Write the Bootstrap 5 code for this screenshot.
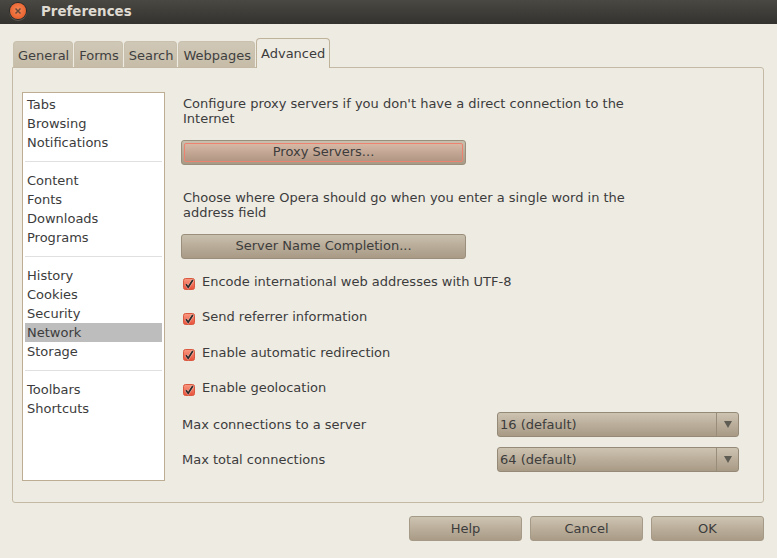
<!DOCTYPE html>
<html lang="en">
<head>
<meta charset="utf-8">
<title>Preferences</title>
<link href="https://cdn.jsdelivr.net/npm/bootstrap@5.3.0/dist/css/bootstrap.min.css" rel="stylesheet">
<style>
html,body{height:100%;}
body{width:777px;height:558px;overflow:hidden;background:#eeebe3;color:#3c3c3c;font-family:"DejaVu Sans",sans-serif;font-size:13px;line-height:15px;}
.win-title{height:24px;background:linear-gradient(#4a4843,#34322e);padding-left:10px;padding-bottom:2px;gap:15px;}
.win-close{width:16px;height:16px;border-radius:50%;background:radial-gradient(circle at 50% 45%,#f78a58,#e9602c 75%);box-shadow:0 0 0 1px #2c2a27,0 1px 0 1px #5c5954;}
.win-name{color:#dfdbd2;font-weight:700;font-size:13.4px;}
.win-body{padding:14px 13px 0 12px;}
.tab-strip{height:30px;padding-left:1px;gap:1px;align-items:flex-end;margin-bottom:-1px;position:relative;z-index:1;}
.tab-off{height:26px;background:linear-gradient(#d0c8b7,#c6bca8);border:1px solid #c9c0ae;border-bottom:0;border-radius:4px 4px 0 0;padding:6px 3px 0 4px;color:#3f3f3f;margin-bottom:1px;}
.tab-on{height:30px;background:#eeebe3;border:1px solid #bfb29b;border-bottom:0;border-radius:4px 4px 0 0;padding:7px 4px 0 4px;}
.pane{height:436px;border:1px solid #c4b9a4;border-radius:0 3px 3px 3px;padding:24px 24px 20px 9px;}
.side{width:143px;height:389px;background:#fff;border:1px solid #bdae93;padding:2px;flex:none;margin-right:16px;}
.side-item{height:19px;line-height:19px;padding-left:2px;color:#3c3c3c;}
.side-item.is-sel{background:#bdbdbd;}
.side-sep{height:1px;background:#e0e0de;margin:9px 0 9px;}
.main-col{flex:1;min-width:0;}
.para{width:470px;padding-left:2px;margin:0;line-height:15px;}
.para-first{margin-top:4px;}
.para-gap{margin-top:25px;}
.push{width:285px;height:25px;border:1px solid #9a8f7c;border-radius:3px;background:linear-gradient(#c9bfad,#a89a85);text-align:center;line-height:22px;color:#3c3c3c;padding:0;}
.push.is-focus{margin-top:14px;padding:2px;}
.focus-in{height:19px;border:1px solid #ee8270;border-radius:2px;background:linear-gradient(#d6b8a5,#b09683);line-height:16px;}
.push-gap{margin-top:14px;}
.tick-row{height:16px;margin-top:19.4px;gap:7px;padding-left:2px;}
.tick-first{margin-top:15px;}
.tick{width:12px;height:12px;flex:none;margin-top:4px;overflow:visible;}
.pick-row{height:25px;justify-content:space-between;padding-left:1px;}
.pick-first{margin-top:16px;}
.pick-next{margin-top:10px;}
.pick{width:242px;height:25px;border:1px solid #958a77;border-radius:3px;background:linear-gradient(#cdc3b1,#a89a85);padding-left:2px;line-height:23px;}
.pick-arrow{width:22px;border-left:1px solid #988d7a;}
.foot{gap:8px;padding:13px 0 0;justify-content:flex-end;}
.foot-btn{width:113px;height:25px;border:1px solid #a59a87;border-radius:3px;background:linear-gradient(#cdc3b1,#a99b86);text-align:center;line-height:23px;padding:0;color:#3c3c3c;}
</style>
</head>
<body>
<svg width="0" height="0" class="d-block">
  <defs>
    <linearGradient id="tickfill" x1="0" y1="0" x2="0" y2="1"><stop offset="0" stop-color="#fa9a82"/><stop offset="1" stop-color="#e8503a"/></linearGradient>
    <symbol id="tickmark" viewBox="0 0 12 12"><rect x=".5" y=".5" width="11" height="11" rx="2" fill="url(#tickfill)" stroke="#d9583f"/><path d="M3 6.200l2.200 3L9.800 2" stroke="#fff" stroke-opacity=".45" stroke-width="2.800" fill="none"/><path d="M3 6.200l2.200 3L9.800 2" stroke="#2b2b2b" stroke-width="1.700" fill="none"/></symbol>
  </defs>
</svg>
<div class="win-title d-flex align-items-center">
  <span class="win-close d-flex align-items-center justify-content-center">
    <svg width="8" height="8" viewBox="0 0 8 8"><path d="M1.500 1.500l5 5M6.500 1.500l-5 5" stroke="#6b4a3a" stroke-width="1.500" fill="none"/></svg>
  </span>
  <span class="win-name">Preferences</span>
</div>
<div class="win-body">
  <div class="tab-strip d-flex">
    <div class="tab-off">General</div>
    <div class="tab-off">Forms</div>
    <div class="tab-off">Search</div>
    <div class="tab-off">Webpages</div>
    <div class="tab-on">Advanced</div>
  </div>
  <div class="pane d-flex">
    <div class="side">
      <div class="side-item">Tabs</div>
      <div class="side-item">Browsing</div>
      <div class="side-item">Notifications</div>
      <div class="side-sep"></div>
      <div class="side-item">Content</div>
      <div class="side-item">Fonts</div>
      <div class="side-item">Downloads</div>
      <div class="side-item">Programs</div>
      <div class="side-sep"></div>
      <div class="side-item">History</div>
      <div class="side-item">Cookies</div>
      <div class="side-item">Security</div>
      <div class="side-item is-sel">Network</div>
      <div class="side-item">Storage</div>
      <div class="side-sep"></div>
      <div class="side-item">Toolbars</div>
      <div class="side-item">Shortcuts</div>
    </div>
    <div class="main-col">
      <p class="para para-first">Configure proxy servers if you don't have a direct connection to the Internet</p>
      <div class="push is-focus"><div class="focus-in">Proxy Servers...</div></div>
      <p class="para para-gap">Choose where Opera should go when you enter a single word in the address field</p>
      <div class="push push-gap">Server Name Completion...</div>
      <div class="tick-row tick-first d-flex"><svg class="tick"><use href="#tickmark"/></svg><span>Encode international web addresses with UTF-8</span></div>
      <div class="tick-row d-flex"><svg class="tick"><use href="#tickmark"/></svg><span>Send referrer information</span></div>
      <div class="tick-row d-flex"><svg class="tick"><use href="#tickmark"/></svg><span>Enable automatic redirection</span></div>
      <div class="tick-row d-flex"><svg class="tick"><use href="#tickmark"/></svg><span>Enable geolocation</span></div>
      <div class="pick-row d-flex align-items-center pick-first"><span>Max connections to a server</span><div class="pick d-flex"><span class="flex-grow-1">16 (default)</span><span class="pick-arrow d-flex align-items-center justify-content-center"><svg width="8" height="7" viewBox="0 0 8 7"><path d="M0 0h8L4 7z" fill="#5f5c54"/></svg></span></div></div>
      <div class="pick-row d-flex align-items-center pick-next"><span>Max total connections</span><div class="pick d-flex"><span class="flex-grow-1">64 (default)</span><span class="pick-arrow d-flex align-items-center justify-content-center"><svg width="8" height="7" viewBox="0 0 8 7"><path d="M0 0h8L4 7z" fill="#5f5c54"/></svg></span></div></div>
    </div>
  </div>
  <div class="foot d-flex">
    <div class="foot-btn">Help</div>
    <div class="foot-btn">Cancel</div>
    <div class="foot-btn">OK</div>
  </div>
</div>
</body>
</html>
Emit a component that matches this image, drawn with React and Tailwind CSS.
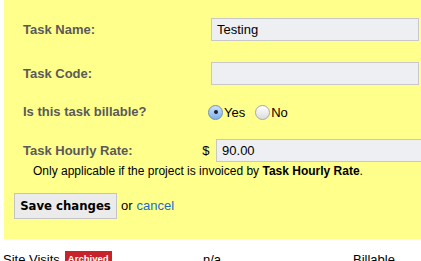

---------------

### OBJECTIVE:
Collect the complete line wherever the string "this" appears in the records.

### ANSWER TO THE TASK:
Write the Bootstrap 5 code for this screenshot.
Emit a component that matches this image, drawn with React and Tailwind CSS.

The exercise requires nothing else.